Una teoría del sentido común es que el deseo es un suceso mental, concomitante a una incomodidad, que desencadena un ciclo de conductas dirigidas a un propósito: el cese de la incomodidad y el reposo. Numerosas teorías psicológicas, incluyendo la de Freud, no son ajenas a este esquema. Pero el deseo, o la expectativa no se conectan con su satisfacción de la misma manera que el hambre. Si yo quiero comer una pera – comenta Wittgenstein - y me dan una manzana, habrán satisfecho mi hambre pero no mi deseo. Una necesidad como el hambre se satisface con determinadas cosas, los alimentos, pero este saber es hipotético, es decir, empírico. Podemos considerar, por ejemplo, que una sustancia es nutritiva hasta que descubrimos, mediante análisis químico, que su poder alimenticio es nulo: no quita el hambre. Intentemos, sin embargo, cuando alguien dice "quiero una manzana", contestarle ¿estás seguro de que es una manzana realmente lo que quieres? La insatisfacción de los símbolos, que puede ser vivida con urgencia, no se cubre con algo real, equivalente a cómo los alimentos satisfacen el hambre. Por mucho que algunos digan "un deseo está insatisfecho porque es un deseo de algo", el deseo no es el deseo de algo real, el deseo es deseo de nada. ¡Pero la inmensa mayoría de nuestras acciones están guiadas por nuestros deseos! Casi siempre bajo la forma del deseo de complacer el deseo de otros, por el deseo más básico aún de que nos quieran y nos reconozcan. El deseo, según Lacan, es el “deseo del otro”, no sólo que el otro es el que tiene el deseo, sino que yo deseo al otro.
Sin embargo, argumentar sobre el concepto de “pulsión” como algo imprescindible es dar por supuesto que el individuo, en cuanto individuo, es el auténtico objeto de estudio; se hace surgir al individuo como una entidad solitaria que se ve impulsado a buscar al otro para satisfacer una necesidad puramente interna. El apego, en cambio, no es un impulso del individuo aislado, sino una tendencia hacia el grupo. Fue el trabajo con niños maltratados el que llevó a Fairbairn a modificar la teoría sobre la libido pues, sorprendentemente, estos mantenían – y siguen manteniendo hoy en día - lealtad a los mismos padres que los maltrataban, lo que es contrario a la concepción clásica sobre la pulsión, según la cual deberíamos esperar que los objetos libidinales fueran más fácilmente sustituibles. Pero abandonar los vínculos ya establecidos es vivido como un riesgo del aislamiento total, algo de por sí angustioso para el sujeto.

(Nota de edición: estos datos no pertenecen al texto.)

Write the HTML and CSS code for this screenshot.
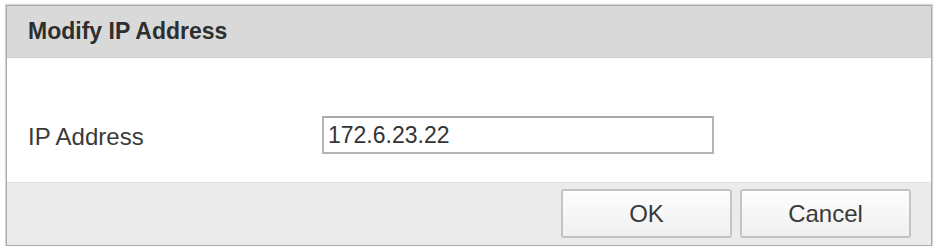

Spinoza, en su Ética, proponía un concepto análogo, el conato: asalto, ataque, ímpetu, impulso. Del latín conatus, y en griego hormé, que para Aristóteles era el obrar correspondiente a un impulso natural. Cada cosa se esfuerza, cuanto está a su alcance, por perseverar en su ser. Cuando el conato implica al alma se llama “voluntad” y si afecta al alma y al cuerpo, se denomina “apetito”. La libido como buscadora de objetos - de Fairbairn - y la conducta instintiva de los etólogos, el imprinting, se ubican en este orden lógico, aunque quien seguramente mejor lo teorizó fue Bowlby con la teoría del apego. El apego no se deriva de las necesidades biológicas sino que es una necesidad biológica fundamental, la necesidad de ser social, podríamos decir, luego cada sociedad producirá sus formas peculiares de ser social. La búsqueda del otro adoptará apariencias múltiples que deberán ser interpretadas por su sentido que, para el ser humano, solo es comprensible desde la articulación lingüística.Dicho lo anterior, no tengo inconveniente en reconocer que – fuera de la exploración y el juego - agresividad y emparejamiento son los dos motivos fundamentales que explican gran parte del comportamiento humano. Pero, aunque se pueda indagar su origen en el fondo biológico de la especie, afirmar que en la práctica actúan como cargas energéticas parece un intento excesivo por forzar la realidad para ajustarla a un esquema teórico angosto.